A panel from the Demi-Gods Ceiling, which is housed in the Palazzo dei Penitenzieri in Rome. I am secretly obsessed with the two-tailed mermaid motif that I keep seeing in different places in Italy. PIC/Wikimedia Commons

Rosalyn D’MelloThere’s a metaphorical itch I’ve been feeling that won’t go away despite repressing it through procrastination. My fingers are being summoned to do work that is intricate and meditative; work that involves thread and textile, needles and rings and time. I tell myself I don’t have the energy to organise these materials, particularly those related to time, inclination and thread. What is the source of this calling, even? I despised needlework as a child because it was framed as women’s work.
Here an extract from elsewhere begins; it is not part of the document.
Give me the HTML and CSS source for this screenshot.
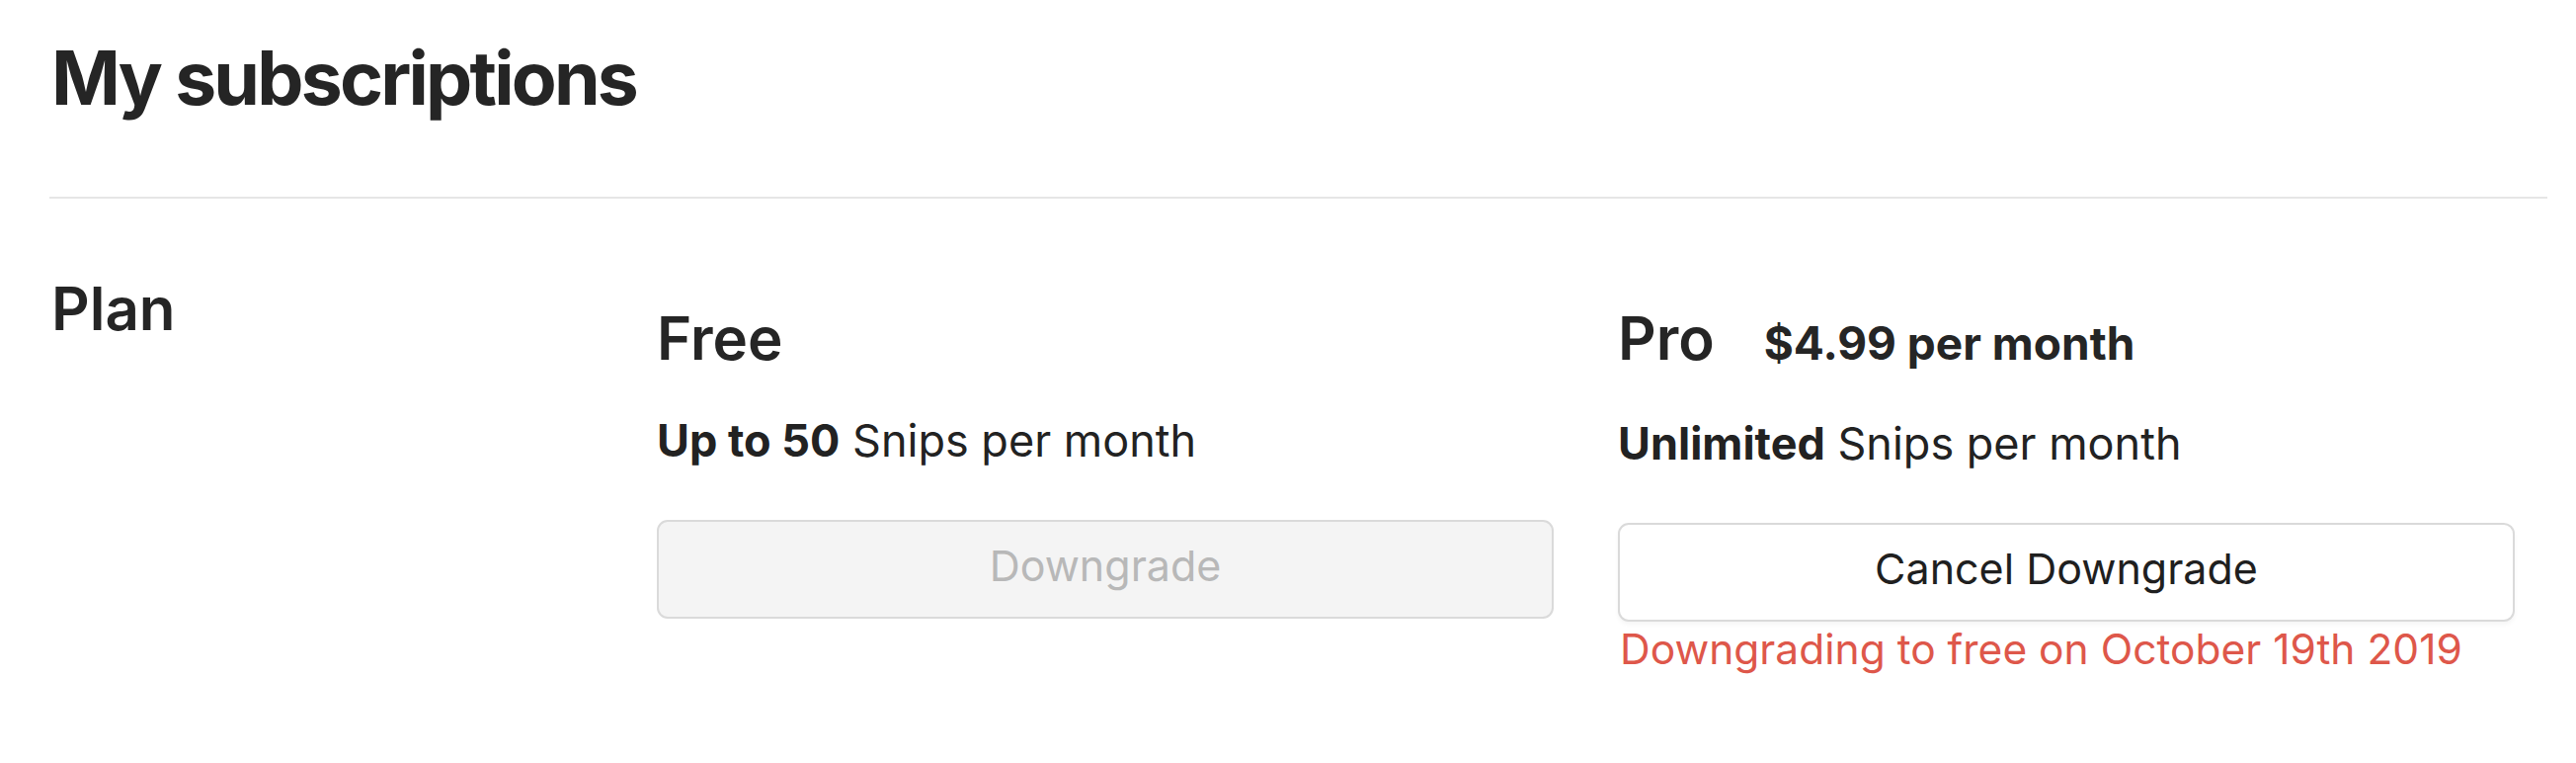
FILE: index.html
```html
<!DOCTYPE html>
<html lang="en">
<head>
<meta charset="utf-8">
<title>My subscriptions</title>
<link rel="stylesheet" href="styles.css">
</head>
<body>
<div class="page">
  <h1 class="title">My subscriptions</h1>
  <hr class="divider">
  <section class="plan-row">
    <h2 class="label">Plan</h2>
    <div class="plan">
      <div class="plan-head"><span class="plan-name">Free</span></div>
      <p class="plan-desc"><strong>Up to 50</strong> Snips per month</p>
      <button class="btn btn-disabled" type="button" disabled>Downgrade</button>
    </div>
    <div class="plan">
      <div class="plan-head"><span class="plan-name">Pro</span><span class="plan-price">$4.99 per month</span></div>
      <p class="plan-desc"><strong>Unlimited</strong> Snips per month</p>
      <button class="btn" type="button">Cancel Downgrade</button>
      <p class="note">Downgrading to free on October 19th 2019</p>
    </div>
  </section>
</div>
</body>
</html>
```

FILE: styles.css
```css
html, body {
  margin: 0;
  padding: 0;
  background: #ffffff;
}

body {
  font-family: Inter, "Liberation Sans", Arial, sans-serif;
  color: #252525;
}

.page {
  padding: 41px 29px 0 50px;
}

.title {
  margin: 0 0 0 2px;
  font-size: 75px;
  line-height: 76px;
  font-weight: 700;
  letter-spacing: -2.8px;
}

.divider {
  margin: 82px 0 0 0;
  border: 0;
  height: 2px;
  background: #e6e6e6;
}

.plan-row {
  display: grid;
  grid-template-columns: 550px 908px 908px;
  column-gap: 65px;
  margin-top: 81px;
}

.label {
  margin: 0 0 0 2px;
  font-size: 60px;
  line-height: 60px;
  font-weight: 600;
}

.plan {
  display: flex;
  flex-direction: column;
  padding-top: 30px;
}

.plan-head {
  display: flex;
  align-items: baseline;
  gap: 50px;
}

.plan-name {
  font-size: 60px;
  line-height: 60px;
  font-weight: 600;
}

.plan-price {
  font-size: 46px;
  font-weight: 700;
}

.plan-desc {
  margin: 42px 0 0 0;
  font-size: 45px;
  line-height: 64px;
  color: #222222;
}

.plan-desc strong {
  font-weight: 700;
}

.btn {
  margin-top: 48px;
  height: 100px;
  width: 100%;
  border: 2px solid #dadada;
  border-radius: 11px;
  background: #ffffff;
  font-family: Inter, "Liberation Sans", Arial, sans-serif;
  font-size: 43px;
  color: #1f1f1f;
  box-shadow: 0 3px 4px rgba(0, 0, 0, 0.04);
  padding: 0 0 8px 0;
}

.btn-disabled {
  background: #f4f4f4;
  color: #b8b8b8;
  box-shadow: none;
}

.note {
  margin: 2px 0 0 2px;
  font-size: 42.5px;
  line-height: 52px;
  color: #de574a;
}
```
Yet, now, when I see a recurring motif during my travels through Italy, I think, hmm, this would make for a great embroidery piece. It isn’t like I even know the stitches. I would have to tutor myself because I wasn’t an attentive student in my school days and frequently cheated by asking my mother to complete my needlework. Nowadays I put on a jacket, and I ‘see’ how it could be upcycled into a unique piece through imaginative threadwork.

I’ve put aside this physiological urge for months. After a day of work and mothering, when our toddler goes to bed, I usually have little energy to do anything beyond vegetating. Pregnancy diabetes ensures I spend a fair amount of time looking after my diet and feeding myself well—forced self-care—leaving me with only a sense of spent resources. Learning Italian has taken a backseat. I don’t feel like tricking myself into learning either (by registering for the B2 bilingual exams) because I am entering the third trimester and am committed to taking it easy. I want to start reading the Emily Wilson translation I recently bought of The Iliad, but I fear that reading two pages of a book in the evening would summon more sleep than I can bear, and my evening alone—time will be cut short.